San Juan County is home to the small town of Silverton, which has 600 residents and has had only one confirmed case of COVID-19. The community has been restrictive during the pandemic because if the virus were to spread there, medical and emergency services could be quickly overwhelmed.

With Ouray the closest town about 20 miles away, San Juan County remains closed to outsiders looking to recreate. Under Gov. Jared Polis’ April 24 Safer-at-Home orders, Coloradans have been encouraged to recreate within 10 miles of their home.

Conrad told the Durango Herald that last Saturday morning he turned away 62 cars as they tried to drive into town, and that at least a couple were aggressive toward him.
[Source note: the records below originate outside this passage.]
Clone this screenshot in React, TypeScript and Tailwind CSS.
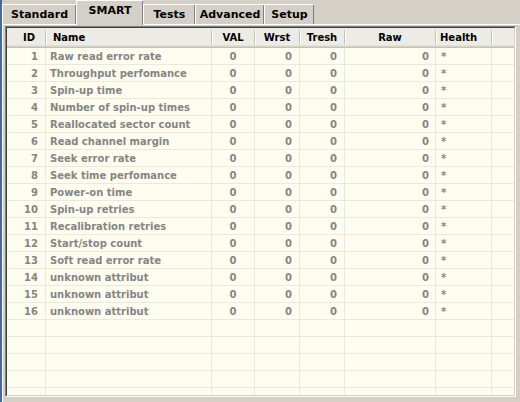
import React from "react";

const names = [
  "Raw read error rate",
  "Throughput perfomance",
  "Spin-up time",
  "Number of spin-up times",
  "Reallocated sector count",
  "Read channel margin",
  "Seek error rate",
  "Seek time perfomance",
  "Power-on time",
  "Spin-up retries",
  "Recalibration retries",
  "Start/stop count",
  "Soft read error rate",
  "unknown attribut",
  "unknown attribut",
  "unknown attribut",
];

function Row({ id, name }: { id?: number; name?: string }) {
  const has = id !== undefined;
  return (
    <div className="flex h-[17px] shrink-0 text-[10px] font-bold text-[#858585] leading-[18px]">
      <div className="w-[39px] border-r border-b border-[#ebe9df] pr-[7px] text-right">{has ? id : ""}</div>
      <div className="w-[166px] border-r border-b border-[#ebe9df] pl-[4px] whitespace-nowrap overflow-hidden">{has ? name : ""}</div>
      <div className="w-[43px] border-r border-b border-[#ebe9df] text-center">{has ? "0" : ""}</div>
      <div className="w-[45px] border-r border-b border-[#ebe9df] pr-[7px] text-right">{has ? "0" : ""}</div>
      <div className="w-[45px] border-r border-b border-[#ebe9df] pr-[7px] text-right">{has ? "0" : ""}</div>
      <div className="w-[91px] border-r border-b border-[#ebe9df] pr-[6px] text-right">{has ? "0" : ""}</div>
      <div className="w-[56px] border-r border-b border-[#ebe9df] pl-[5px]">{has ? "*" : ""}</div>
      <div className="w-[22px] border-b border-[#ebe9df]"></div>
    </div>
  );
}

export default function App() {
  const empties = [0, 1, 2, 3, 4];
  return (
    <div className="w-[520px] h-[402px] bg-[#d4d0c8] flex overflow-hidden font-['DejaVu_Sans',sans-serif] text-black">
      <div className="w-[2px] h-full bg-[#4a6a96] shrink-0" />
      <div className="flex-1 flex flex-col">
        <div className="h-[24px] flex items-end shrink-0">
          <div className="w-[74px] h-[20px] border-t border-l border-white shadow-[inset_-1px_0_0_#808080] flex items-center justify-center pt-[2px] text-[11px] font-bold">
            Standard
          </div>
          <div className="w-[67px] h-[25px] mb-[-1px] relative z-10 bg-[#d4d0c8] border-t border-l border-white shadow-[inset_-1px_0_0_#808080] flex items-center justify-center pb-[3px] text-[11px] font-bold">
            SMART
          </div>
          <div className="w-[52px] h-[20px] border-t border-l border-white shadow-[inset_-1px_0_0_#808080] flex items-center justify-center pt-[2px] text-[11px] font-bold">
            Tests
          </div>
          <div className="w-[69px] h-[20px] border-t border-l border-white shadow-[inset_-1px_0_0_#808080] flex items-center justify-center pt-[2px] text-[11px] font-bold">
            Advanced
          </div>
          <div className="w-[50px] h-[20px] border-t border-l border-white shadow-[inset_-1px_0_0_#808080] flex items-center justify-center pt-[2px] text-[11px] font-bold">
            Setup
          </div>
        </div>
        <div className="flex-1 border-t border-l border-white pt-[1px] pl-[2px]">
          <div className="w-[511px] h-[371px] border border-[#808080] border-r-white border-b-white">
            <div className="h-full border border-[#404040] border-r-[#d4d0c8] border-b-[#d4d0c8] bg-[#fffcf0] overflow-hidden flex flex-col">
              <div className="shrink-0 bg-[#ecebe5]">
                <div className="flex h-[17px] text-[10px] font-bold leading-[16px] pt-[2px]">
                  <div className="w-[39px] border-r border-[#c5c2b2] pl-[6px] flex items-center justify-center">ID</div>
                  <div className="w-[166px] border-r border-[#c5c2b2] shadow-[inset_1px_0_0_#fff] pl-[7px] flex items-center">Name</div>
                  <div className="w-[43px] border-r border-[#c5c2b2] shadow-[inset_1px_0_0_#fff] flex items-center justify-center">VAL</div>
                  <div className="w-[45px] border-r border-[#c5c2b2] shadow-[inset_1px_0_0_#fff] flex items-center justify-center">Wrst</div>
                  <div className="w-[45px] border-r border-[#c5c2b2] shadow-[inset_1px_0_0_#fff] flex items-center justify-center">Tresh</div>
                  <div className="w-[91px] border-r border-[#c5c2b2] shadow-[inset_1px_0_0_#fff] flex items-center justify-center">Raw</div>
                  <div className="w-[56px] border-r border-[#c5c2b2] shadow-[inset_1px_0_0_#fff] pl-[4px] flex items-center">Health</div>
                  <div className="w-[22px] shadow-[inset_1px_0_0_#fff]"></div>
                </div>
                <div className="h-[1px] bg-[#e2e1da]" />
                <div className="h-[1px] bg-[#d6d3c8]" />
                <div className="h-[1px] bg-[#c5c2b2]" />
              </div>
              {names.map((n, i) => (
                <Row key={i} id={i + 1} name={n} />
              ))}
              {empties.map((e) => (
                <Row key={"e" + e} />
              ))}
            </div>
          </div>
        </div>
      </div>
    </div>
  );
}
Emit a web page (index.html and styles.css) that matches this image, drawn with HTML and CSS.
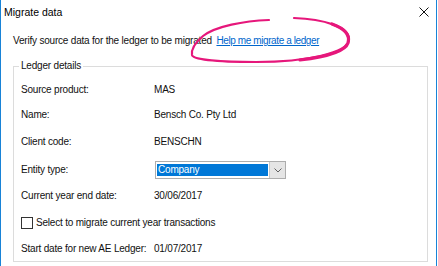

Conrad issued a “locals only” policy in March in response to Polis’ earlier shelter-in-place order, essentially barring skiers, snowshoers and hikers coming into the area. In Silverton, if a car with out-of-county license plates pulls into town, there is a risk of being towed, ticketed or jailed.  

This week’s citations were the closest Conrad had come to enforcing his policy.

“These people have no idea how to hike on snow and ice,” says San Juan County Administrator Willie Tookey. “And if they got stuck up there and they had COVID-19, it puts our search and rescue people at risk.” 

San Juan County commissioners were expected to open up their back roads this week but have decided to barricade them in hopes people will stay out. They’ll make a decision as to whether to open them back up again during their next scheduled meeting May 27.

With campgrounds opening in some state parks, more outsiders may try to sneak into San Juan’s backcountry illegally. 

“You’re never going to have 100% compliance. But when you consciously remove a road barrier and cones and disrespect what the county is asking you to abide by, you’ve earned that ticket,” Gallegos said. 

With significant tax revenue loss due to the pandemic, and in hopes of dissuading more unwanted visitors, county commissioners also decided Wednesday to save money and further coronavirus risk by not paying to plow the backroads this year. 

“We’re gonna let it melt,” Tookey said.